• **Work to do**:
Set the pictures aside and set down only the lines from the line holding "Write the React" through the end of the entries below, ends included.

• **Front-end source files**:
^^^^^^^^^^^^^^^^

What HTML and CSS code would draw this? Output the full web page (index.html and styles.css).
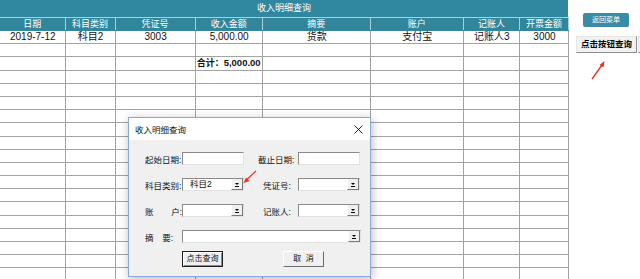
FILE: index.html
```html
<!DOCTYPE html>
<html lang="zh-CN">
<head>
  <meta charset="UTF-8" />
  <title>收入明细查询</title>
  <link rel="stylesheet" href="styles.css">
</head>
<body>
  <div class="page">
    <div class="sheet">
      <div class="sheet-title">收入明细查询</div>
      <table class="grid">
        <colgroup>
          <col style="width:65px"><col style="width:50px"><col style="width:80px"><col style="width:67px">
          <col style="width:108px"><col style="width:93px"><col style="width:56px"><col style="width:49px">
        </colgroup>
        <thead>
          <tr>
            <th>日期</th><th>科目类别</th><th>凭证号</th><th>收入金额</th>
            <th>摘要</th><th>账户</th><th>记账人</th><th>开票金额</th>
          </tr>
        </thead>
        <tbody id="rows">
          <tr>
            <td>2019-7-12</td><td>科目2</td><td>3003</td><td>5,000.00</td>
            <td>货款</td><td>支付宝</td><td>记账人3</td><td>3000</td>
          </tr>
          <tr><td></td><td></td><td></td><td></td><td></td><td></td><td></td><td></td></tr>
          <tr>
            <td></td><td></td><td></td><td class="total">合计：<b>5,000.00</b></td>
            <td></td><td></td><td></td><td></td>
          </tr>
        </tbody>
      </table>
    </div>

    <div class="side">
      <button class="menu-btn">返回菜单</button>
      <div class="btn-row">
        <button class="query-btn">点击按钮查询</button>
        <button class="query-btn"></button>
      </div>
    </div>
  </div>

  <svg class="arrow arrow-side" width="20" height="24" viewBox="0 0 20 24">
    <line x1="3" y1="21" x2="13" y2="7" stroke="#e53228" stroke-width="1.3"/>
    <polygon points="15.5,3 10.5,7 14.5,9.5" fill="#e53228"/>
  </svg>

  <div class="dialog">
    <div class="dialog-title">
      <span>收入明细查询</span>
      <svg class="close" width="9" height="9" viewBox="0 0 9 9">
        <path d="M0.5 0.5 L8.5 8.5 M8.5 0.5 L0.5 8.5" stroke="#222" stroke-width="1"/>
      </svg>
    </div>
    <div class="dialog-body">
      <div class="form-row">
        <label class="lbl">起始日期:</label>
        <span class="textbox"></span>
        <label class="lbl2 lbl2-wide">截止日期:</label>
        <span class="textbox"></span>
      </div>
      <div class="form-row">
        <label class="lbl">科目类别:</label>
        <span class="combo"><span class="combo-value">科目2</span><span class="drop"></span></span>
        <label class="lbl2">凭证号:</label>
        <span class="combo"><span class="combo-value"></span><span class="drop"></span></span>
      </div>
      <div class="form-row">
        <label class="lbl"><span>账</span><span>户:</span></label>
        <span class="combo"><span class="combo-value"></span><span class="drop"></span></span>
        <label class="lbl2">记账人:</label>
        <span class="combo"><span class="combo-value"></span><span class="drop"></span></span>
      </div>
      <div class="form-row">
        <label class="lbl lbl-short"><span>摘</span><span>要:</span></label>
        <span class="combo combo-long"><span class="combo-value"></span><span class="drop"></span></span>
      </div>
      <div class="dialog-buttons">
        <button class="win-btn win-btn-default">点击查询</button>
        <button class="win-btn">取&nbsp;&nbsp;消</button>
      </div>
    </div>
  </div>

  <svg class="arrow arrow-dialog" width="16" height="14" viewBox="0 0 16 14">
    <line x1="13" y1="1" x2="4" y2="9.5" stroke="#e53228" stroke-width="1.2"/>
    <polygon points="0.5,13 3,7.5 6.5,11" fill="#e53228"/>
  </svg>

  <script>
    const body = document.getElementById('rows');
    for (let i = 0; i < 16; i++) {
      const tr = document.createElement('tr');
      for (let c = 0; c < 8; c++) {
        tr.appendChild(document.createElement('td'));
      }
      body.appendChild(tr);
    }
  </script>
</body>
</html>
```

FILE: styles.css
```css
html, body {
  margin: 0;
  padding: 0;
  height: 279px;
  overflow: hidden;
  background-color: #ffffff;
}
body {
  font-family: "Liberation Sans", "Noto Sans CJK SC", sans-serif;
  color: #111;
}
.page {
  display: flex;
  align-items: flex-start;
}
.sheet {
  width: 568px;
  flex: none;
}
.sheet-title {
  height: 17px;
  background-color: #2f87a0;
  color: #ffffff;
  font-size: 9px;
  line-height: 17px;
  text-align: center;
}
.grid {
  width: 569px;
  table-layout: fixed;
  border-collapse: collapse;
}
.grid th {
  height: 12px;
  padding: 0;
  background-color: #31869c;
  color: #ffffff;
  font-weight: normal;
  font-size: 9px;
  line-height: 12px;
  border: 1px solid #a9d1dd;
  border-bottom-color: #31869c;
}
.grid td {
  height: 12.2px;
  padding: 0 0 0 1px;
  font-size: 10px;
  line-height: 12px;
  text-align: center;
  border: 1px solid #a3a3a3;
  white-space: nowrap;
  overflow: visible;
}
.grid th:first-child,
.grid td:first-child {
  border-left: none;
}
.grid td.total {
  text-align: left;
  font-weight: bold;
  font-size: 9px;
}
.grid td.total b {
  font-size: 9.5px;
}
.side {
  flex: 1;
  min-width: 0;
  overflow: hidden;
  padding-top: 13px;
}
.menu-btn {
  display: block;
  margin-left: 15px;
  width: 46px;
  height: 14px;
  padding: 0;
  border: none;
  border-radius: 2px;
  background-color: #3a8ca6;
  color: #ffffff;
  font-family: inherit;
  font-size: 7px;
  line-height: 14px;
}
.btn-row {
  display: flex;
  gap: 1px;
  margin-top: 9px;
  margin-left: 8px;
}
.query-btn {
  flex: none;
  width: 61px;
  height: 17px;
  padding: 0;
  background-color: #f2f2f2;
  border: 1px solid;
  border-color: #e6e6e6 #8c8c8c #8c8c8c #e6e6e6;
  color: #000;
  font-family: inherit;
  font-weight: bold;
  font-size: 8.5px;
  line-height: 15px;
}
.arrow {
  position: absolute;
}
.arrow-side {
  left: 589px;
  top: 58px;
}
.arrow-dialog {
  left: 243px;
  top: 170px;
}
.dialog {
  position: absolute;
  left: 128px;
  top: 117px;
  width: 243px;
  height: 160px;
  box-sizing: border-box;
  border: 1px solid #86abd6;
  background-color: #f0f0f0;
  box-shadow: 1px 2px 9px rgba(0, 0, 0, 0.28);
}
.dialog-title {
  height: 22px;
  display: flex;
  align-items: center;
  justify-content: space-between;
  padding: 0 6px 0 6px;
  background-color: #ffffff;
  font-size: 8.5px;
  color: #111;
}
.close {
  margin-right: 1px;
}
.dialog-body {
  padding: 12px 0 0 16px;
  display: flex;
  flex-direction: column;
  gap: 13px;
}
.form-row {
  display: flex;
  align-items: center;
  height: 13px;
  font-size: 8.5px;
}
.lbl {
  width: 37px;
  flex: none;
  display: flex;
  justify-content: space-between;
  white-space: nowrap;
}
.lbl-short {
  width: 28px;
  margin-right: 9px;
}
.lbl2 {
  width: 54px;
  flex: none;
  box-sizing: border-box;
  padding-left: 19px;
  white-space: nowrap;
}
.lbl2-wide {
  padding-left: 14px;
}
.textbox,
.combo {
  flex: none;
  width: 62px;
  height: 13px;
  box-sizing: border-box;
  background-color: #ffffff;
  border: 1px solid;
  border-color: #8a8a8a #e2e2e2 #e2e2e2 #8a8a8a;
}
.combo {
  display: flex;
  align-items: stretch;
}
.combo-value {
  flex: 1;
  padding-left: 7px;
  line-height: 11px;
  font-size: 8.5px;
}
.drop {
  position: relative;
  width: 10px;
  flex: none;
  background-color: #f0f0f0;
  border-left: 1px solid #ffffff;
  border-right: 1px solid #7a7a7a;
  border-bottom: 1px solid #7a7a7a;
}
.drop::before {
  content: "";
  position: absolute;
  left: 3px;
  top: 4px;
  border-left: 2px solid transparent;
  border-right: 2px solid transparent;
  border-top: 2px solid #000;
}
.drop::after {
  content: "";
  position: absolute;
  left: 3px;
  top: 7px;
  width: 4px;
  height: 1px;
  background-color: #000;
}
.combo-long {
  width: 179px;
}
.dialog-buttons {
  display: flex;
  margin-top: -5px;
  padding-left: 37px;
  gap: 60px;
}
.win-btn {
  width: 41px;
  height: 16px;
  padding: 0;
  box-sizing: border-box;
  background-color: #f0f0f0;
  border: 1px solid;
  border-color: #ffffff #6b6b6b #6b6b6b #ffffff;
  font-family: inherit;
  font-size: 8px;
  line-height: 14px;
  color: #111;
}
.win-btn-default {
  border: 1px solid #1f1f1f;
  box-shadow: inset 1px 1px 0 #ffffff, inset -1px -1px 0 #8a8a8a;
}
```
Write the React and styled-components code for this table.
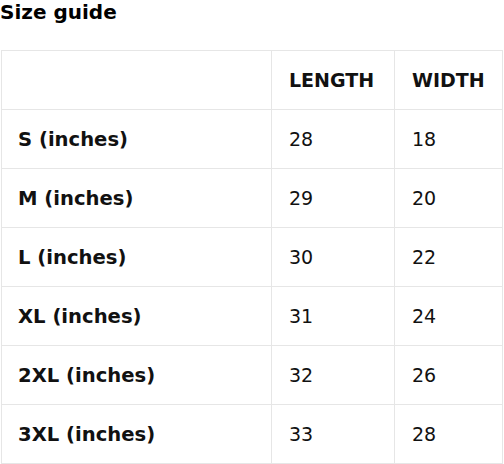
import React from "react";
import styled, { createGlobalStyle } from "styled-components";

const GlobalStyle = createGlobalStyle`
  html, body {
    margin: 0;
    padding: 0;
    background: #fff;
    font-family: "DejaVu Sans", Verdana, sans-serif;
    color: #111;
  }
`;

const sizes = [
  { label: "S (inches)", length: 28, width: 18 },
  { label: "M (inches)", length: 29, width: 20 },
  { label: "L (inches)", length: 30, width: 22 },
  { label: "XL (inches)", length: 31, width: 24 },
  { label: "2XL (inches)", length: 32, width: 26 },
  { label: "3XL (inches)", length: 33, width: 28 },
];

function App() {
  return (
    <Wrapper>
      <GlobalStyle />
      <Title>Size guide</Title>
      <Table>
        <colgroup>
          <col style={{ width: 270 }} />
          <col style={{ width: 123 }} />
          <col />
        </colgroup>
        <thead>
          <tr>
            <Cell as="th"></Cell>
            <Cell as="th">LENGTH</Cell>
            <Cell as="th">WIDTH</Cell>
          </tr>
        </thead>
        <tbody>
          {sizes.map((s) => (
            <tr key={s.label}>
              <Cell as="th" $label>
                {s.label}
              </Cell>
              <Cell>{s.length}</Cell>
              <Cell>{s.width}</Cell>
            </tr>
          ))}
        </tbody>
      </Table>
    </Wrapper>
  );
}

const Wrapper = styled.div`
  width: 504px;
`;

const Title = styled.h2`
  margin: 0 0 26px 0;
  font-size: 20px;
  font-weight: bold;
  line-height: 24px;
  color: #000;
`;

const Table = styled.table`
  margin-left: 1px;
  width: 502px;
  border-collapse: collapse;
  table-layout: fixed;
`;

const Cell = styled.td`
  border: 1px solid #e6e6e6;
  height: 59px;
  padding: 0 17px;
  padding-left: ${(p) => (p.$label ? "16px" : "17px")};
  box-sizing: border-box;
  text-align: left;
  vertical-align: middle;
  font-size: ${(p) => (p.$label ? "19.6px" : "19px")};
  font-weight: ${(p) => (p.as === "th" ? "bold" : "normal")};
  color: #111;
  white-space: nowrap;
`;

export default App;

^^^^^^^^^^^^^^^^

• **Solved exercise**:
Write the React and styled-components code for this table.
import React from "react";
import styled, { createGlobalStyle } from "styled-components";

const GlobalStyle = createGlobalStyle`
  html, body {
    margin: 0;
    padding: 0;
    background: #fff;
    font-family: "DejaVu Sans", Verdana, sans-serif;
    color: #111;
  }
`;

const sizes = [
  { label: "S (inches)", length: 28, width: 18 },
  { label: "M (inches)", length: 29, width: 20 },
  { label: "L (inches)", length: 30, width: 22 },
  { label: "XL (inches)", length: 31, width: 24 },
  { label: "2XL (inches)", length: 32, width: 26 },
  { label: "3XL (inches)", length: 33, width: 28 },
];

function App() {
  return (
    <Wrapper>
      <GlobalStyle />
      <Title>Size guide</Title>
      <Table>
        <colgroup>
          <col style={{ width: 270 }} />
          <col style={{ width: 123 }} />
          <col />
        </colgroup>
        <thead>
          <tr>
            <Cell as="th"></Cell>
            <Cell as="th">LENGTH</Cell>
            <Cell as="th">WIDTH</Cell>
          </tr>
        </thead>
        <tbody>
          {sizes.map((s) => (
            <tr key={s.label}>
              <Cell as="th" $label>
                {s.label}
              </Cell>
              <Cell>{s.length}</Cell>
              <Cell>{s.width}</Cell>
            </tr>
          ))}
        </tbody>
      </Table>
    </Wrapper>
  );
}

const Wrapper = styled.div`
  width: 504px;
`;

const Title = styled.h2`
  margin: 0 0 26px 0;
  font-size: 20px;
  font-weight: bold;
  line-height: 24px;
  color: #000;
`;

const Table = styled.table`
  margin-left: 1px;
  width: 502px;
  border-collapse: collapse;
  table-layout: fixed;
`;

const Cell = styled.td`
  border: 1px solid #e6e6e6;
  height: 59px;
  padding: 0 17px;
  padding-left: ${(p) => (p.$label ? "16px" : "17px")};
  box-sizing: border-box;
  text-align: left;
  vertical-align: middle;
  font-size: ${(p) => (p.$label ? "19.6px" : "19px")};
  font-weight: ${(p) => (p.as === "th" ? "bold" : "normal")};
  color: #111;
  white-space: nowrap;
`;

export default App;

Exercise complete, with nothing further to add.